— Start Data shown —

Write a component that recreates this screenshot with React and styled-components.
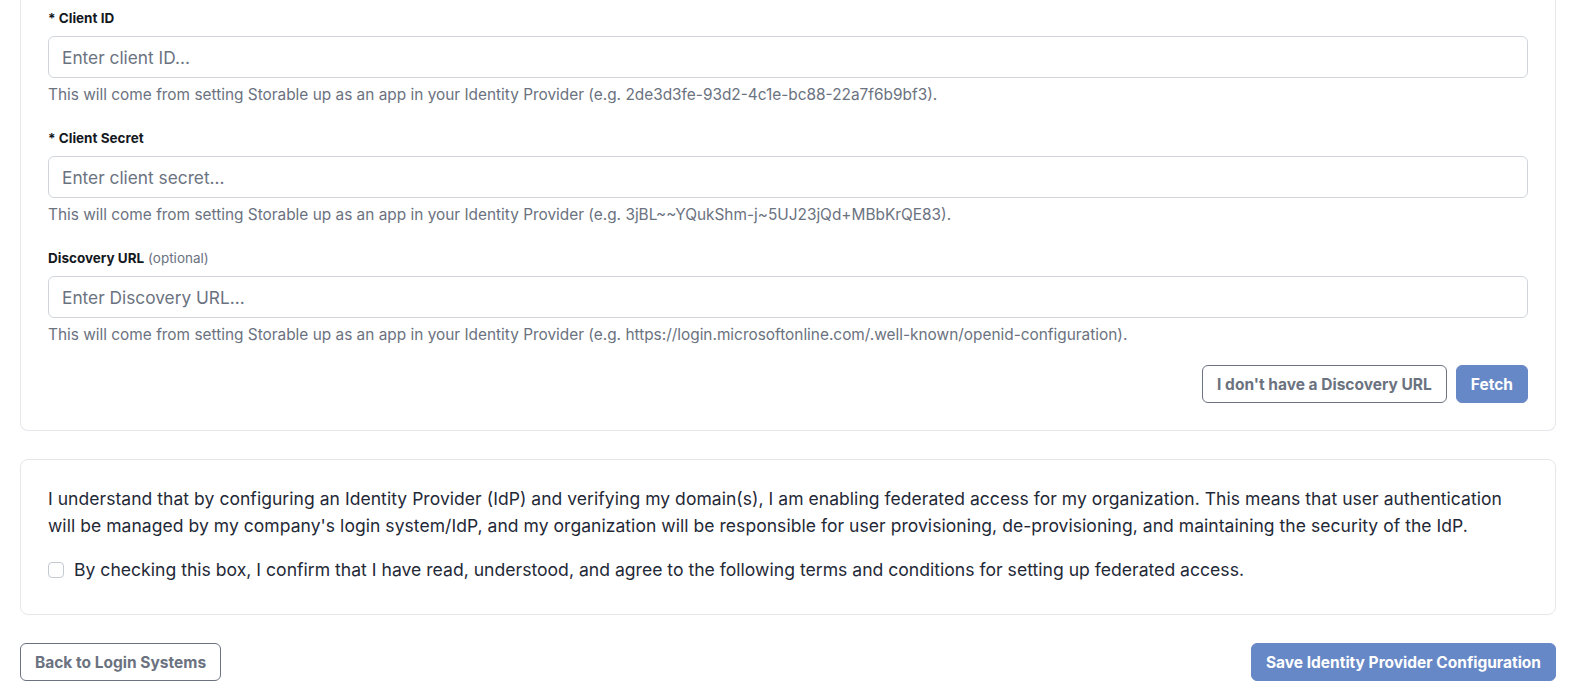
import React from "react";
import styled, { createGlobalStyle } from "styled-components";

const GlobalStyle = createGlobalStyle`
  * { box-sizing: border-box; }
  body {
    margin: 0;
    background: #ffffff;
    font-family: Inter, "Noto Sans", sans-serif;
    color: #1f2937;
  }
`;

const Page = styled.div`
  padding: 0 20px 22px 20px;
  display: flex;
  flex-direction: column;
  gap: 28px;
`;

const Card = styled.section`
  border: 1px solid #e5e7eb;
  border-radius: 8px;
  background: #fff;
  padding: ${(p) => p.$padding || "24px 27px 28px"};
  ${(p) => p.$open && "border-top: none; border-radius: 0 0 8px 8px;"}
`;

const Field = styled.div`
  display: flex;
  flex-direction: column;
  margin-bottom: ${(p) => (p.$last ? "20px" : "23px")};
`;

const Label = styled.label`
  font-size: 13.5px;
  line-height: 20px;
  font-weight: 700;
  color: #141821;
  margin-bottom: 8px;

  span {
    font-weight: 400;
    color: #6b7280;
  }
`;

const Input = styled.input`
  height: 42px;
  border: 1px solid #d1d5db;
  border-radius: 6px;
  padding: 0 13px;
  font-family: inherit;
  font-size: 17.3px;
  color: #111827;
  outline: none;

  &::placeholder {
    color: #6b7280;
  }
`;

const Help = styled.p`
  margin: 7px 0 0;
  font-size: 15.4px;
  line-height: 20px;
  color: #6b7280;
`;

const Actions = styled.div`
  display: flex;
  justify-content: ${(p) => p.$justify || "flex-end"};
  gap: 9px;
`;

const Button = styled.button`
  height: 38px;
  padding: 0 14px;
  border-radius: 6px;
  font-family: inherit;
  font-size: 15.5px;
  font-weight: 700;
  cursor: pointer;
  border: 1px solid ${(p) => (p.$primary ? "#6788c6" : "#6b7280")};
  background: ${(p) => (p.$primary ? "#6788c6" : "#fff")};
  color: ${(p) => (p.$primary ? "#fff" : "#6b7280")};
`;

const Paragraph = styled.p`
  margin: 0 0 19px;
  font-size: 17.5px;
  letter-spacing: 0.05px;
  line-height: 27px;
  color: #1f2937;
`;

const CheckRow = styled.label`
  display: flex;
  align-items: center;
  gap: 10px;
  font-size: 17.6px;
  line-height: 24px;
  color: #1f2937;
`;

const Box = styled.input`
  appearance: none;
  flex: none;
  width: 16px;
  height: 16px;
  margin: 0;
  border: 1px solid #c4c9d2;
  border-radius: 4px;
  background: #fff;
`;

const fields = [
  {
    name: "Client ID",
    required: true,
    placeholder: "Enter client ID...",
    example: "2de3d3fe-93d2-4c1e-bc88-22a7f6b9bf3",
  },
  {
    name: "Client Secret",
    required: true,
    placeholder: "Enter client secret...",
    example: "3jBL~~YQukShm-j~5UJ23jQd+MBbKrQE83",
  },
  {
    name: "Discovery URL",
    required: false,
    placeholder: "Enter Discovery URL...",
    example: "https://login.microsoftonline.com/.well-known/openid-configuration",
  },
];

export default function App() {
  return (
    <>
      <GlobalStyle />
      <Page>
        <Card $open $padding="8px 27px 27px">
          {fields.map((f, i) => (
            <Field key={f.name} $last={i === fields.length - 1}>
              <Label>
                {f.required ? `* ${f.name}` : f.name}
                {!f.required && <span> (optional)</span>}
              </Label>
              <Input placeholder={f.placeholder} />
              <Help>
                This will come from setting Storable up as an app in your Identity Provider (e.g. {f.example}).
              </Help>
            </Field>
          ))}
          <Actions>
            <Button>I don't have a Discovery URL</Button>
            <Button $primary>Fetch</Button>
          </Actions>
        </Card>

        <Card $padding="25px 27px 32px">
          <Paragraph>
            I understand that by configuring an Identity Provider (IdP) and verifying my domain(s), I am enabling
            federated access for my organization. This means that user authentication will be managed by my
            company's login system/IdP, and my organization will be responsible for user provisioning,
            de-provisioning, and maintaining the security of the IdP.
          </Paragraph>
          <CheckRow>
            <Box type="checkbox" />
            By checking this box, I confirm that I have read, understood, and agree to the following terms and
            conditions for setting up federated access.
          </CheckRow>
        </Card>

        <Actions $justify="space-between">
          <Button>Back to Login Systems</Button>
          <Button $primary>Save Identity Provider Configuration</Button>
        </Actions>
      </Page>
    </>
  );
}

— End Data shown —

* [Task to complete]: Reproduce the material word for word, minus the images.

* [The completed task]:
Write a component that recreates this screenshot with React and styled-components.
import React from "react";
import styled, { createGlobalStyle } from "styled-components";

const GlobalStyle = createGlobalStyle`
  * { box-sizing: border-box; }
  body {
    margin: 0;
    background: #ffffff;
    font-family: Inter, "Noto Sans", sans-serif;
    color: #1f2937;
  }
`;

const Page = styled.div`
  padding: 0 20px 22px 20px;
  display: flex;
  flex-direction: column;
  gap: 28px;
`;

const Card = styled.section`
  border: 1px solid #e5e7eb;
  border-radius: 8px;
  background: #fff;
  padding: ${(p) => p.$padding || "24px 27px 28px"};
  ${(p) => p.$open && "border-top: none; border-radius: 0 0 8px 8px;"}
`;

const Field = styled.div`
  display: flex;
  flex-direction: column;
  margin-bottom: ${(p) => (p.$last ? "20px" : "23px")};
`;

const Label = styled.label`
  font-size: 13.5px;
  line-height: 20px;
  font-weight: 700;
  color: #141821;
  margin-bottom: 8px;

  span {
    font-weight: 400;
    color: #6b7280;
  }
`;

const Input = styled.input`
  height: 42px;
  border: 1px solid #d1d5db;
  border-radius: 6px;
  padding: 0 13px;
  font-family: inherit;
  font-size: 17.3px;
  color: #111827;
  outline: none;

  &::placeholder {
    color: #6b7280;
  }
`;

const Help = styled.p`
  margin: 7px 0 0;
  font-size: 15.4px;
  line-height: 20px;
  color: #6b7280;
`;

const Actions = styled.div`
  display: flex;
  justify-content: ${(p) => p.$justify || "flex-end"};
  gap: 9px;
`;

const Button = styled.button`
  height: 38px;
  padding: 0 14px;
  border-radius: 6px;
  font-family: inherit;
  font-size: 15.5px;
  font-weight: 700;
  cursor: pointer;
  border: 1px solid ${(p) => (p.$primary ? "#6788c6" : "#6b7280")};
  background: ${(p) => (p.$primary ? "#6788c6" : "#fff")};
  color: ${(p) => (p.$primary ? "#fff" : "#6b7280")};
`;

const Paragraph = styled.p`
  margin: 0 0 19px;
  font-size: 17.5px;
  letter-spacing: 0.05px;
  line-height: 27px;
  color: #1f2937;
`;

const CheckRow = styled.label`
  display: flex;
  align-items: center;
  gap: 10px;
  font-size: 17.6px;
  line-height: 24px;
  color: #1f2937;
`;

const Box = styled.input`
  appearance: none;
  flex: none;
  width: 16px;
  height: 16px;
  margin: 0;
  border: 1px solid #c4c9d2;
  border-radius: 4px;
  background: #fff;
`;

const fields = [
  {
    name: "Client ID",
    required: true,
    placeholder: "Enter client ID...",
    example: "2de3d3fe-93d2-4c1e-bc88-22a7f6b9bf3",
  },
  {
    name: "Client Secret",
    required: true,
    placeholder: "Enter client secret...",
    example: "3jBL~~YQukShm-j~5UJ23jQd+MBbKrQE83",
  },
  {
    name: "Discovery URL",
    required: false,
    placeholder: "Enter Discovery URL...",
    example: "https://login.microsoftonline.com/.well-known/openid-configuration",
  },
];

export default function App() {
  return (
    <>
      <GlobalStyle />
      <Page>
        <Card $open $padding="8px 27px 27px">
          {fields.map((f, i) => (
            <Field key={f.name} $last={i === fields.length - 1}>
              <Label>
                {f.required ? `* ${f.name}` : f.name}
                {!f.required && <span> (optional)</span>}
              </Label>
              <Input placeholder={f.placeholder} />
              <Help>
                This will come from setting Storable up as an app in your Identity Provider (e.g. {f.example}).
              </Help>
            </Field>
          ))}
          <Actions>
            <Button>I don't have a Discovery URL</Button>
            <Button $primary>Fetch</Button>
          </Actions>
        </Card>

        <Card $padding="25px 27px 32px">
          <Paragraph>
            I understand that by configuring an Identity Provider (IdP) and verifying my domain(s), I am enabling
            federated access for my organization. This means that user authentication will be managed by my
            company's login system/IdP, and my organization will be responsible for user provisioning,
            de-provisioning, and maintaining the security of the IdP.
          </Paragraph>
          <CheckRow>
            <Box type="checkbox" />
            By checking this box, I confirm that I have read, understood, and agree to the following terms and
            conditions for setting up federated access.
          </CheckRow>
        </Card>

        <Actions $justify="space-between">
          <Button>Back to Login Systems</Button>
          <Button $primary>Save Identity Provider Configuration</Button>
        </Actions>
      </Page>
    </>
  );
}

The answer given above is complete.